_AIM OF THE TASK_
Leave the pictures out. Return all other data exactly.

+++ COLLECTED MATERIAL +++

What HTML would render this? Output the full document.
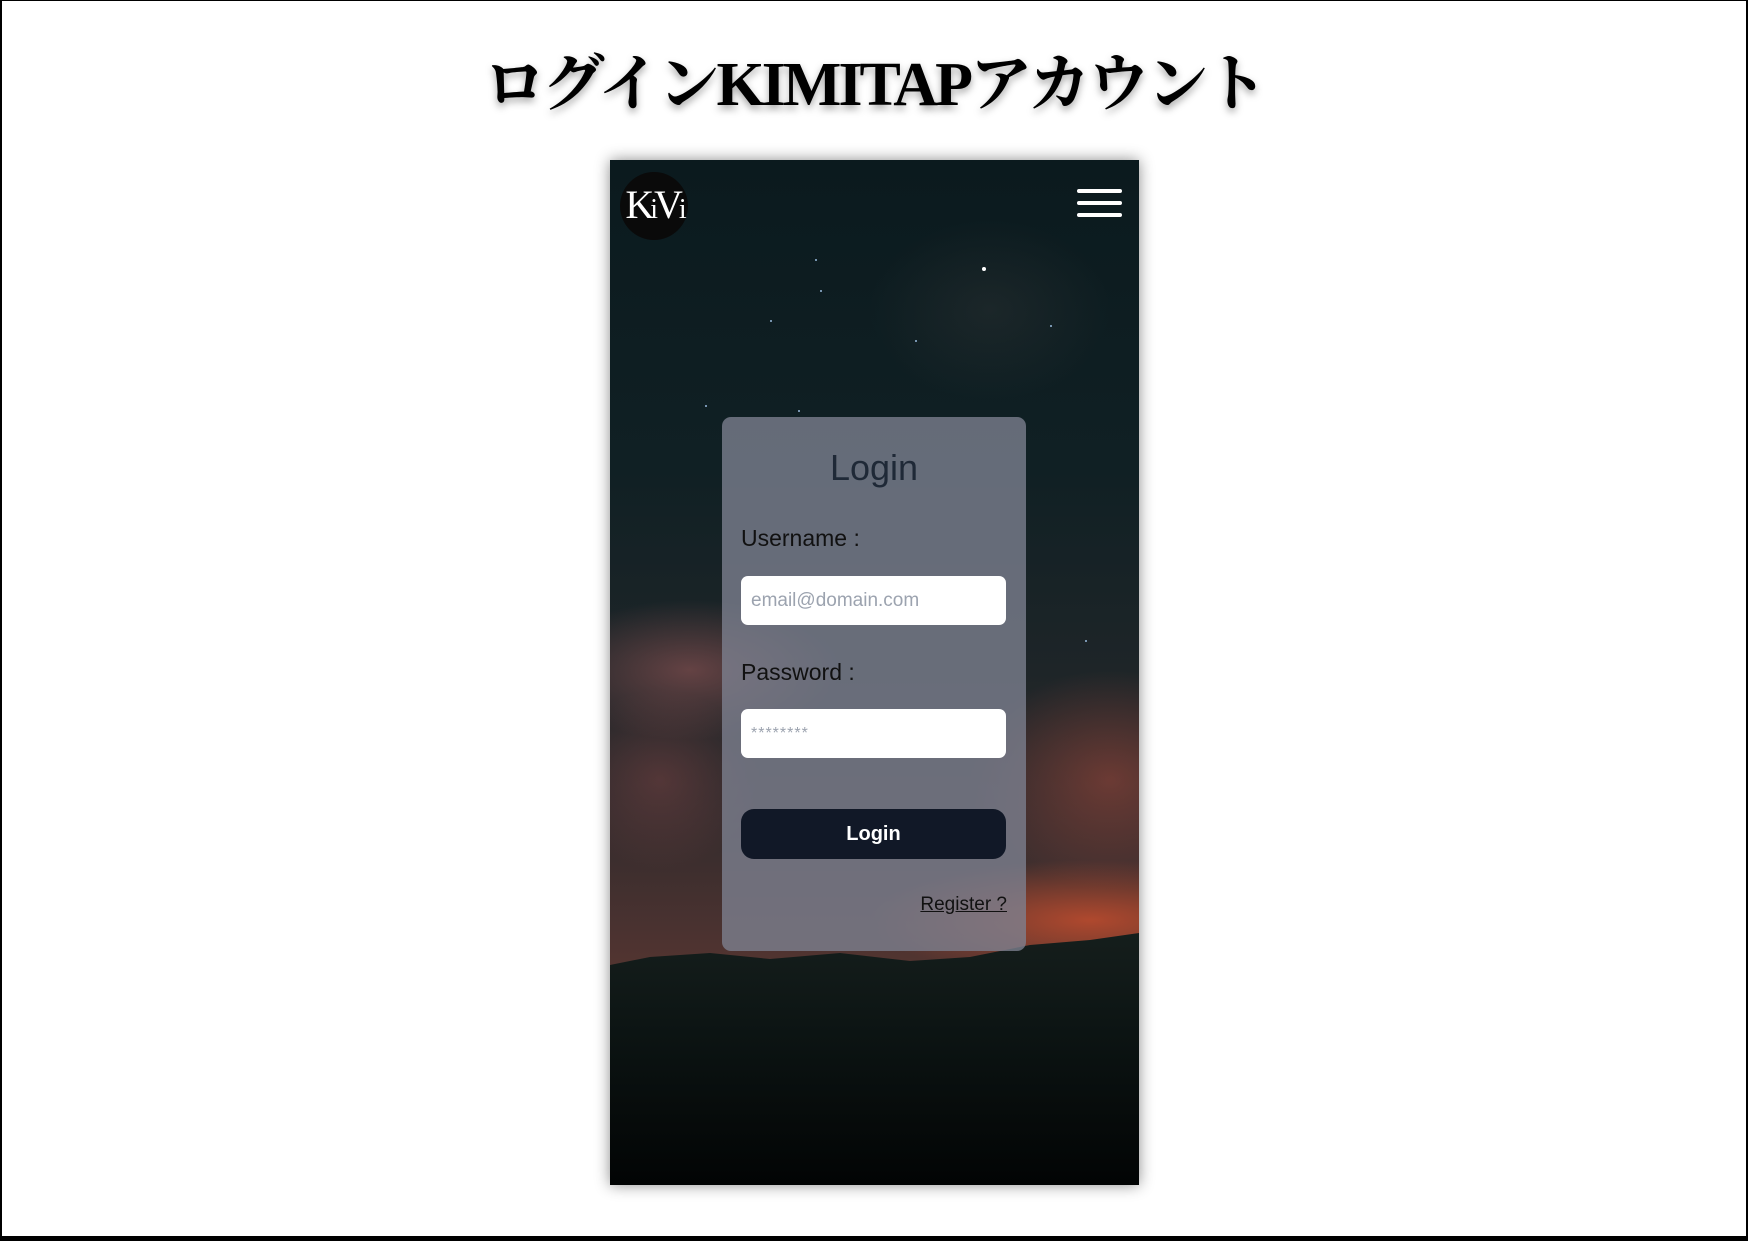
<!DOCTYPE html>
<html><head><meta charset="utf-8"><style>
html,body{margin:0;padding:0;}
body{width:1748px;height:1240px;position:relative;overflow:hidden;background:#fff;font-family:"Liberation Sans",sans-serif;}
.frame{position:absolute;left:0;top:0;width:1744px;height:1235px;border-left:2px solid #000;border-top:1px solid #000;border-right:2px solid #000;border-bottom:5px solid #000;box-sizing:content-box;}
h1{position:absolute;left:0;width:1748px;top:40px;margin:0;text-align:center;font-family:"Liberation Serif","Noto Serif CJK SC",serif;font-weight:bold;font-size:62px;line-height:90px;color:#000;text-shadow:0 4px 8px rgba(0,0,0,.35);letter-spacing:-3px;}
.phone{position:absolute;left:610px;top:160px;width:529px;height:1025px;overflow:hidden;box-shadow:0 0 14px rgba(0,0,0,.45);
background:
radial-gradient(ellipse 150px 70px at 80px 510px,rgba(170,95,95,.5),transparent),
radial-gradient(ellipse 140px 110px at 500px 620px,rgba(170,75,60,.5),transparent),
radial-gradient(ellipse 220px 60px at 480px 760px,rgba(210,80,45,.75),transparent),
radial-gradient(ellipse 100px 90px at 50px 620px,rgba(130,70,70,.45),transparent),
radial-gradient(ellipse 120px 90px at 380px 150px,rgba(60,60,60,.3),transparent),
linear-gradient(#0b1a1e 0%,#102024 30%,#1e2528 50%,#2f2a2c 62%,#4a3230 75%,#5a3630 82%,#0f1614 84%,#0a100f 90%,#030606 100%);}
.mtn{position:absolute;left:0;top:735px;width:529px;height:290px;}
.logo{position:absolute;left:10px;top:12px;width:68px;height:68px;border-radius:50%;background:#0a0a0a;color:#fff;font-family:"Liberation Serif",serif;font-size:40px;line-height:66px;text-align:center;letter-spacing:-4px;}
.logo span{font-size:28px;}
.ham{position:absolute;left:467px;top:29px;width:45px;}
.ham i{display:block;height:4px;background:#fff;border-radius:2px;margin-bottom:8px;}
.card{position:absolute;left:112px;top:257px;width:304px;height:534px;border-radius:9px;background:rgba(125,130,145,.78);}
.card .t{position:absolute;left:0;width:304px;top:30px;text-align:center;font-size:36px;color:#1f2937;}
.lbl{position:absolute;left:19px;font-size:23px;color:#111;}
.inp{position:absolute;left:19px;width:265px;height:49px;background:#fff;border-radius:7px;font-size:19px;color:#9ca3af;line-height:49px;box-sizing:border-box;padding-left:10px;}
.btn{position:absolute;left:19px;width:265px;height:50px;background:#111827;border-radius:13px;color:#fff;font-weight:bold;font-size:20px;line-height:50px;text-align:center;}
.reg{position:absolute;right:19px;font-size:19px;color:#111;text-decoration:underline;}
.star{position:absolute;width:2px;height:2px;background:#9bd;border-radius:50%;}
</style></head><body>
<div class="frame"></div>
<h1>ログインKIMITAPアカウント</h1>
<div class="phone">
<svg class="mtn" viewBox="0 0 529 290"><defs><linearGradient id="g" x1="0" y1="0" x2="0" y2="1"><stop offset="0" stop-color="#151e1c"/><stop offset=".4" stop-color="#0c1413"/><stop offset="1" stop-color="#020404"/></linearGradient></defs><path d="M0 70 L40 62 L100 58 L160 64 L230 58 L300 66 L360 62 L420 50 L480 45 L529 38 L529 290 L0 290Z" fill="url(#g)"/></svg>
<span class="star" style="left:372px;top:107px;width:4px;height:4px;background:#fff"></span>
<span class="star" style="left:205px;top:99px"></span><span class="star" style="left:210px;top:130px"></span>
<span class="star" style="left:188px;top:250px"></span><span class="star" style="left:160px;top:160px"></span>
<span class="star" style="left:305px;top:180px"></span><span class="star" style="left:440px;top:165px"></span>
<span class="star" style="left:475px;top:480px"></span><span class="star" style="left:95px;top:245px"></span>
<div class="logo">K<span>i</span>V<span>i</span></div>
<div class="ham"><i></i><i></i><i></i></div>
<div class="card">
<div class="t">Login</div>
<div class="lbl" style="top:108px">Username :</div>
<div class="inp" style="top:159px">email@domain.com</div>
<div class="lbl" style="top:242px">Password :</div>
<div class="inp" style="top:292px;font-size:16px;letter-spacing:1px">********</div>
<div class="btn" style="top:392px">Login</div>
<div class="reg" style="top:477px">Register ?</div>
</div>
</div>
</body></html>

+++

_COMPLETE ANSWER_
What HTML would render this? Output the full document.
<!DOCTYPE html>
<html><head><meta charset="utf-8"><style>
html,body{margin:0;padding:0;}
body{width:1748px;height:1240px;position:relative;overflow:hidden;background:#fff;font-family:"Liberation Sans",sans-serif;}
.frame{position:absolute;left:0;top:0;width:1744px;height:1235px;border-left:2px solid #000;border-top:1px solid #000;border-right:2px solid #000;border-bottom:5px solid #000;box-sizing:content-box;}
h1{position:absolute;left:0;width:1748px;top:40px;margin:0;text-align:center;font-family:"Liberation Serif","Noto Serif CJK SC",serif;font-weight:bold;font-size:62px;line-height:90px;color:#000;text-shadow:0 4px 8px rgba(0,0,0,.35);letter-spacing:-3px;}
.phone{position:absolute;left:610px;top:160px;width:529px;height:1025px;overflow:hidden;box-shadow:0 0 14px rgba(0,0,0,.45);
background:
radial-gradient(ellipse 150px 70px at 80px 510px,rgba(170,95,95,.5),transparent),
radial-gradient(ellipse 140px 110px at 500px 620px,rgba(170,75,60,.5),transparent),
radial-gradient(ellipse 220px 60px at 480px 760px,rgba(210,80,45,.75),transparent),
radial-gradient(ellipse 100px 90px at 50px 620px,rgba(130,70,70,.45),transparent),
radial-gradient(ellipse 120px 90px at 380px 150px,rgba(60,60,60,.3),transparent),
linear-gradient(#0b1a1e 0%,#102024 30%,#1e2528 50%,#2f2a2c 62%,#4a3230 75%,#5a3630 82%,#0f1614 84%,#0a100f 90%,#030606 100%);}
.mtn{position:absolute;left:0;top:735px;width:529px;height:290px;}
.logo{position:absolute;left:10px;top:12px;width:68px;height:68px;border-radius:50%;background:#0a0a0a;color:#fff;font-family:"Liberation Serif",serif;font-size:40px;line-height:66px;text-align:center;letter-spacing:-4px;}
.logo span{font-size:28px;}
.ham{position:absolute;left:467px;top:29px;width:45px;}
.ham i{display:block;height:4px;background:#fff;border-radius:2px;margin-bottom:8px;}
.card{position:absolute;left:112px;top:257px;width:304px;height:534px;border-radius:9px;background:rgba(125,130,145,.78);}
.card .t{position:absolute;left:0;width:304px;top:30px;text-align:center;font-size:36px;color:#1f2937;}
.lbl{position:absolute;left:19px;font-size:23px;color:#111;}
.inp{position:absolute;left:19px;width:265px;height:49px;background:#fff;border-radius:7px;font-size:19px;color:#9ca3af;line-height:49px;box-sizing:border-box;padding-left:10px;}
.btn{position:absolute;left:19px;width:265px;height:50px;background:#111827;border-radius:13px;color:#fff;font-weight:bold;font-size:20px;line-height:50px;text-align:center;}
.reg{position:absolute;right:19px;font-size:19px;color:#111;text-decoration:underline;}
.star{position:absolute;width:2px;height:2px;background:#9bd;border-radius:50%;}
</style></head><body>
<div class="frame"></div>
<h1>ログインKIMITAPアカウント</h1>
<div class="phone">
<svg class="mtn" viewBox="0 0 529 290"><defs><linearGradient id="g" x1="0" y1="0" x2="0" y2="1"><stop offset="0" stop-color="#151e1c"/><stop offset=".4" stop-color="#0c1413"/><stop offset="1" stop-color="#020404"/></linearGradient></defs><path d="M0 70 L40 62 L100 58 L160 64 L230 58 L300 66 L360 62 L420 50 L480 45 L529 38 L529 290 L0 290Z" fill="url(#g)"/></svg>
<span class="star" style="left:372px;top:107px;width:4px;height:4px;background:#fff"></span>
<span class="star" style="left:205px;top:99px"></span><span class="star" style="left:210px;top:130px"></span>
<span class="star" style="left:188px;top:250px"></span><span class="star" style="left:160px;top:160px"></span>
<span class="star" style="left:305px;top:180px"></span><span class="star" style="left:440px;top:165px"></span>
<span class="star" style="left:475px;top:480px"></span><span class="star" style="left:95px;top:245px"></span>
<div class="logo">K<span>i</span>V<span>i</span></div>
<div class="ham"><i></i><i></i><i></i></div>
<div class="card">
<div class="t">Login</div>
<div class="lbl" style="top:108px">Username :</div>
<div class="inp" style="top:159px">email@domain.com</div>
<div class="lbl" style="top:242px">Password :</div>
<div class="inp" style="top:292px;font-size:16px;letter-spacing:1px">********</div>
<div class="btn" style="top:392px">Login</div>
<div class="reg" style="top:477px">Register ?</div>
</div>
</div>
</body></html>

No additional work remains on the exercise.